What stands out in the film is its penchant for making the audience bubble with laughter every time Cora and Bebang appear on the screen and bicker in their everyday routine. At first, the relationship the two have is clearly between a master and slave as Cora belittles and mocks Bebang who also dislikes her in return. As the two bond over liquor during the film’s progression, they finally acknowledge each other’s worth with Bebang growing to care and express sympathy towards Cora who has been abandoned by everyone she loves.
Later in the film, their situation of who has the upper hand is further diluted by their endless comedic banter. Marcampo emanates a delightful atmosphere in any dreary scene while Cuneta effortlessly shows Cora’s constant maudlin state. The chemistry between the two is undeniable.

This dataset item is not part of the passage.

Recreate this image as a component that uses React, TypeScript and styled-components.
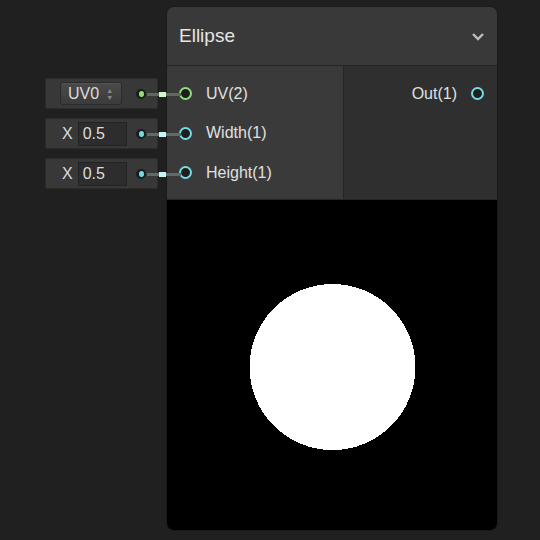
import React from 'react';
import styled, { createGlobalStyle } from 'styled-components';

const GlobalStyle = createGlobalStyle`
  html, body {
    margin: 0;
    padding: 0;
    background: #202020;
  }
  body {
    font-family: 'Liberation Sans', Arial, sans-serif;
    color: #e2e2e2;
  }
`;

const Page = styled.div`
  display: flex;
  align-items: flex-start;
  width: 540px;
  height: 540px;
  padding: 6px 0 0 45px;
  box-sizing: border-box;
`;

const InputColumn = styled.div`
  display: flex;
  flex-direction: column;
  gap: 9px;
  width: 121px;
  padding-top: 72px;
`;

const InputRow = styled.div`
  position: relative;
  display: flex;
  align-items: center;
  width: 113px;
  height: 31px;
  padding-left: 14px;
  box-sizing: border-box;
  background: #383838;
  border: 1px solid #2c2c2c;
  border-radius: 2px;
  font-size: 16px;
  color: #dcdcdc;
`;

const Dropdown = styled.div`
  display: flex;
  align-items: center;
  gap: 7px;
  height: 23px;
  padding: 0 8px 0 7px;
  box-sizing: border-box;
  background: linear-gradient(#4a4a4a, #3b3b3b);
  border: 1px solid #2a2a2a;
  border-radius: 3px;
  box-shadow: inset 0 1px 0 rgba(255, 255, 255, 0.06);
`;

const Stepper = styled.span`
  display: flex;
  flex-direction: column;
  align-items: center;
  gap: 2px;
  font-size: 7px;
  line-height: 5px;
  color: #8a8a8a;
`;

const AxisLabel = styled.span`
  margin-right: 5px;
  margin-left: 2px;
`;

const FloatField = styled.div`
  display: flex;
  align-items: center;
  width: 49px;
  height: 24px;
  padding-left: 4px;
  box-sizing: border-box;
  background: #2d2d2d;
  border: 1px solid #232323;
`;

const Dot = styled.span<{ $color: string }>`
  position: absolute;
  right: 11px;
  top: 50%;
  width: 10px;
  height: 10px;
  margin-top: -5px;
  border-radius: 50%;
  background: #1c1c1c;
  display: flex;
  align-items: center;
  justify-content: center;
  &::after {
    content: '';
    width: 5px;
    height: 6px;
    border-radius: 50%;
    background: ${(p) => p.$color};
  }
`;

const Wire = styled.span<{ $color: string; $light: string }>`
  position: absolute;
  left: 101px;
  top: 50%;
  width: 34px;
  height: 3px;
  margin-top: -1px;
  background: ${(p) => p.$color};
  z-index: 2;
  &::after {
    content: '';
    position: absolute;
    left: 12px;
    top: -1px;
    width: 7px;
    height: 5px;
    background: ${(p) => p.$light};
  }
`;

const Node = styled.div`
  display: flex;
  flex-direction: column;
  width: 332px;
  height: 525px;
  background: #2e2e2e;
  border: 1px solid #1a1a1a;
  border-radius: 8px;
  overflow: hidden;
  box-sizing: border-box;
`;

const Header = styled.div`
  display: flex;
  align-items: center;
  justify-content: space-between;
  height: 59px;
  flex-shrink: 0;
  padding: 0 12px;
  box-sizing: border-box;
  background: #393939;
  border-bottom: 1px solid #262626;
  font-size: 19px;
  color: #e6e6e6;
`;

const Ports = styled.div`
  display: grid;
  grid-template-columns: 177px 1fr;
  height: 134px;
  flex-shrink: 0;
  box-sizing: border-box;
  border-bottom: 1px solid #262626;
`;

const PortColumn = styled.div<{ $side: 'in' | 'out' }>`
  display: flex;
  flex-direction: column;
  padding-top: 8px;
  background: ${(p) => (p.$side === 'in' ? '#3a3a3a' : '#2f2f2f')};
  border-right: ${(p) => (p.$side === 'in' ? '1px solid #262626' : 'none')};
`;

const PortRow = styled.div<{ $side: 'in' | 'out' }>`
  display: flex;
  align-items: center;
  flex-direction: ${(p) => (p.$side === 'in' ? 'row' : 'row-reverse')};
  gap: 14px;
  height: 39.5px;
  padding: ${(p) => (p.$side === 'in' ? '0 0 0 12px' : '0 13px 0 0')};
  font-size: 16px;
  color: #e0e0e0;
`;

const PortRing = styled.span<{ $color: string }>`
  width: 9px;
  height: 9px;
  border: 2px solid ${(p) => p.$color};
  border-radius: 50%;
  background: #1e1e1e;
  flex-shrink: 0;
`;

const Preview = styled.div`
  flex: 1;
  background: #000;
  display: flex;
`;

const GREEN = '#8fe07d';
const CYAN = '#72dde2';

const inputs = [
  { kind: 'uv', port: 'UV(2)', color: GREEN, wire: '#5c6b5a', light: '#d2f3cb' },
  { kind: 'float', port: 'Width(1)', color: CYAN, wire: '#5a6c6d', light: '#c9f3f4' },
  { kind: 'float', port: 'Height(1)', color: CYAN, wire: '#5a6c6d', light: '#c9f3f4' },
];

function Chevron() {
  return (
    <svg width="14" height="9" viewBox="0 0 14 9">
      <path d="M2 2 L7 7 L12 2" fill="none" stroke="#bdbdbd" strokeWidth="2.4" />
    </svg>
  );
}

export default function App() {
  return (
    <>
      <GlobalStyle />
      <Page>
        <InputColumn>
          {inputs.map((item) => (
            <InputRow key={item.port}>
              {item.kind === 'uv' ? (
                <Dropdown>
                  UV0
                  <Stepper>
                    <span>▲</span>
                    <span>▼</span>
                  </Stepper>
                </Dropdown>
              ) : (
                <>
                  <AxisLabel>X</AxisLabel>
                  <FloatField>0.5</FloatField>
                </>
              )}
              <Dot $color={item.color} />
              <Wire $color={item.wire} $light={item.light} />
            </InputRow>
          ))}
        </InputColumn>
        <Node>
          <Header>
            Ellipse
            <Chevron />
          </Header>
          <Ports>
            <PortColumn $side="in">
              {inputs.map((item) => (
                <PortRow $side="in" key={item.port}>
                  <PortRing $color={item.color} />
                  {item.port}
                </PortRow>
              ))}
            </PortColumn>
            <PortColumn $side="out">
              <PortRow $side="out">
                <PortRing $color={CYAN} />
                Out(1)
              </PortRow>
            </PortColumn>
          </Ports>
          <Preview>
            <svg width="330" height="330" viewBox="0 0 64 64" shapeRendering="crispEdges">
              <circle cx="32.1" cy="32.4" r="16.1" fill="#fff" />
            </svg>
          </Preview>
        </Node>
      </Page>
    </>
  );
}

Director Mes De Guzman undoubtedly flaunts this throughout the film’s entirety but, this causes the audience to focus only on the smaller details rather than the big picture of the plot.
It is noted how the film’s dramatic essence is lessened since the audience are never given the chance to create an emotional attachment towards the Pamilyang Hindi Lumuluha, given that the family had little screen time and was shown only in vague scenarios that are left unexplained from start to finish. Cora’s pursuit for the family lacks effort and emphasis as well since she does not experience any struggle in finding the family and only waits for Biboy’s phone calls for updates on the family’s whereabouts.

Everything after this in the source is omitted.